Across the EP there’s a constant sense of decay, madness, and darker themes running through the material. Flesh, bone, fear, and corruption skillfully weave their way through the atmosphere of these songs. It feels macabre without becoming theatrical. Nothing here feels forced or overly dramatic, it just sits comfortably in that darker space where death metal has always thrived.

My biggest critique across the EP remains the same: the vocal mix. I could understand every lyric clearly, and Derek and Tyler’s delivery fits the style; but the vocals feel slightly recessed compared to the rest of the instrumentation. Everything else feels like it’s operating at full force while the vocals sit just a bit behind the punch of the music. It’s not a deal-breaker, but it’s noticeable.

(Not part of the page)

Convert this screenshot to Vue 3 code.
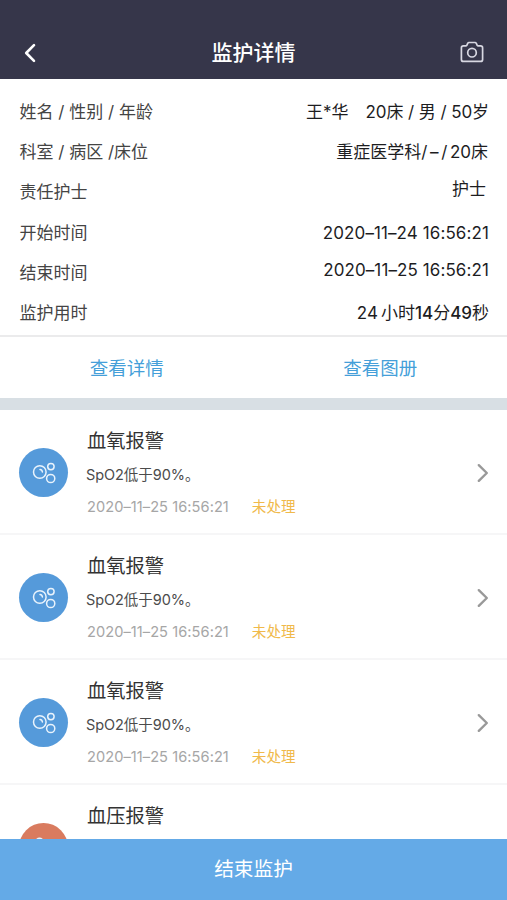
<script setup>
const info = [
  { label: '姓名 / 性别 / 年龄', kind: 'person' },
  { label: '科室 / 病区 /床位', kind: 'dept' },
  { label: '责任护士', value: '护士', kind: 'nurse' },
  { label: '开始时间', value: '2020–11–24 16:56:21', kind: 'time' },
  { label: '结束时间', value: '2020–11–25 16:56:21', kind: 'time raised' },
  { label: '监护用时', kind: 'duration' },
]
const detail = { message: 'SpO2低于90%。', time: '2020–11–25 16:56:21', status: '未处理' }
const alarms = [
  { title: '血氧报警', type: 'oxygen', detail },
  { title: '血氧报警', type: 'oxygen', detail },
  { title: '血氧报警', type: 'oxygen', detail },
  { title: '血压报警', type: 'pressure' },
]
</script>

<template>
  <div class="screen">
    <header class="header">
      <svg class="back" viewBox="0 0 14 20"><path d="M11 2.2 3.200 10l7.800 7.800" /></svg>
      <h1>监护详情</h1>
      <svg class="camera" viewBox="0 0 24 22">
        <path d="M3.400 4.900h2.400c.5 0 .8-.2 1-.6l.9-1.900c.3-.6.7-.9 1.300-.9h6c.6 0 1 .3 1.300.9l.9 1.900c.2.4.5.600 1 .600h2.400c1.200 0 2 .8 2 2v11.500c0 1.200-.8 2-2 2H3.400c-1.200 0-2-.8-2-2V6.900c0-1.200.8-2 2-2Z" />
        <circle cx="12" cy="11.700" r="4.300" />
      </svg>
    </header>

    <section class="info">
      <div v-for="row in info" :key="row.label" class="row">
        <span class="label">{{ row.label }}</span>
        <span v-if="row.kind === 'person'" class="value person"><span class="name">王*华</span><span class="bed">20床 / 男 / 50岁</span></span>
        <span v-else-if="row.kind === 'dept'" class="value dept">重症医学科<span class="separator">/–/</span>20床</span>
        <span v-else-if="row.kind === 'duration'" class="value duration"><span class="hours">24</span>小时<b>14</b>分<b>49</b>秒</span>
        <span v-else class="value" :class="row.kind">{{ row.value }}</span>
      </div>
    </section>

    <nav class="links">
      <a>查看详情</a>
      <a>查看图册</a>
    </nav>

    <main class="list">
      <article v-for="(item, i) in alarms" :key="i" class="alarm">
        <div class="badge" :class="item.type">
          <svg v-if="item.type === 'oxygen'" viewBox="0 0 49 49">
            <circle cx="20.800" cy="24" r="6.300" />
            <circle cx="31.900" cy="18.600" r="3.200" />
            <circle cx="31.700" cy="30.500" r="4.100" />
            <path d="M21 21.500c1.500.2 2.300 1.100 2.400 2.500" />
          </svg>
          <svg v-else viewBox="0 0 49 49">
            <circle cx="20.500" cy="18.800" r="3.600" />
          </svg>
        </div>
        <div class="body">
          <h2>{{ item.title }}</h2>
          <template v-if="item.detail">
            <p>{{ item.detail.message }}</p>
            <div class="meta"><time>{{ item.detail.time }}</time><span class="status">{{ item.detail.status }}</span></div>
          </template>
        </div>
        <svg class="chevron" viewBox="0 0 12 20"><path d="m1.800 2.200 8 7.800-8 7.800" /></svg>
      </article>
    </main>

    <button class="finish">结束监护</button>
  </div>
</template>

<style>
body {
  margin: 0;
  overflow: hidden;
}
</style>

<style scoped>
.screen {
  width: 507px;
  height: 900px;
  display: flex;
  flex-direction: column;
  overflow: hidden;
  background: #fff;
  font-family: Inter, "Noto Sans CJK SC", sans-serif;
}
svg {
  fill: none;
  stroke-linecap: round;
  stroke-linejoin: round;
}
.header {
  box-sizing: border-box;
  flex: none;
  height: 79px;
  padding: 27px 23px 0;
  display: flex;
  align-items: center;
  justify-content: space-between;
  background: #36364a;
}
.back {
  width: 14px;
  height: 20px;
  margin-right: 10px;
  stroke: #fff;
  stroke-width: 2.600;
}
.header h1 {
  margin: 0;
  font-size: 21px;
  line-height: 30px;
  font-weight: 500;
  color: #fff;
}
.camera {
  width: 24px;
  height: 22px;
  margin-bottom: 2px;
  stroke: #d8d8e2;
  stroke-width: 1.700;
}
.info {
  box-sizing: border-box;
  flex: none;
  height: 258px;
  padding: 13px 18px 0 19.500px;
  border-bottom: 2px solid #ebebec;
}
.row {
  height: 40.200px;
  display: flex;
  align-items: center;
  justify-content: space-between;
  white-space: pre;
  line-height: 24px;
}
.label {
  font-size: 17px;
  color: #444;
}
.value {
  font-size: 17px;
  color: #1d1d1f;
}
.person {
  display: flex;
  gap: 17px;
}
.bed {
  letter-spacing: -0.080px;
}
.dept {
  padding-right: 1px;
}
.separator {
  letter-spacing: 2.600px;
}
.nurse {
  padding: 0 3px 7px 0;
}
.time {
  letter-spacing: 0.100px;
}
.raised {
  padding-bottom: 6px;
}
.duration b {
  font-weight: 500;
}
.hours {
  margin-right: 3px;
}
.links {
  box-sizing: border-box;
  flex: none;
  height: 73px;
  display: grid;
  grid-template-columns: 1fr 1fr;
  align-items: center;
  justify-items: center;
  border-bottom: 12px solid #d8dfe4;
}
.links a {
  font-size: 18.500px;
  line-height: 26px;
  color: #459fd9;
}
.list {
  flex: 1;
  min-height: 0;
  overflow: hidden;
}
.alarm {
  box-sizing: border-box;
  height: 125px;
  padding: 2px 18px 0 19px;
  display: flex;
  align-items: center;
  border-bottom: 2px solid #f6f6f7;
}
.badge {
  width: 49px;
  height: 49px;
  border-radius: 50%;
}
.badge svg {
  display: block;
  stroke: #e9f3fc;
  stroke-width: 1.500;
}
.oxygen {
  background: #559ada;
}
.pressure {
  background: #d97b5f;
}
.body {
  flex: 1;
  height: 94px;
  margin-left: 19px;
}
.body h2 {
  margin: 0;
  font-size: 19.300px;
  line-height: 30px;
  font-weight: 400;
  color: #333;
}
.body p {
  margin: 6px 0 0 -1px;
  font-size: 14.500px;
  line-height: 26px;
  letter-spacing: -0.060px;
  color: #4b4b4b;
}
.meta {
  margin-top: 6px;
  display: flex;
  gap: 23px;
  font-size: 14.600px;
  line-height: 26px;
}
.meta time {
  letter-spacing: 0.060px;
  color: #a6a6a6;
}
.status {
  color: #f0b94a;
}
.chevron {
  width: 12px;
  height: 20px;
  stroke: #999;
  stroke-width: 2.400;
}
.finish {
  flex: none;
  height: 61px;
  padding: 0 0 2px;
  border: 0;
  background: #64aae7;
  color: #fff;
  font-family: inherit;
  font-size: 19.700px;
  line-height: 28px;
}
</style>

That said, I genuinely enjoyed this EP. Three of the four tracks had me fully hooked, and the fourth still showed plenty of potential. LEVIATHAN CYCLE would make a strong opening act for bands like ANGELMAKER, GATECREEPER, NEKROGOBLIKON, or OV SULFUR. They sit in that space where groove-driven death metal and modern deathcore aggression overlap.

I remember seeing BLACKBRAID open early on and thinking, who are these guys? That band went on to become one of my favorite newer acts in black metal. LEVIATHAN CYCLE gives me that same early-stage feeling. If they land the right tour run, supporting some established bands in the death metal or deathcore world, they could grow quickly.
There’s something forming here in the dark.

And for an independent band grinding it out without a label machine behind them, that matters.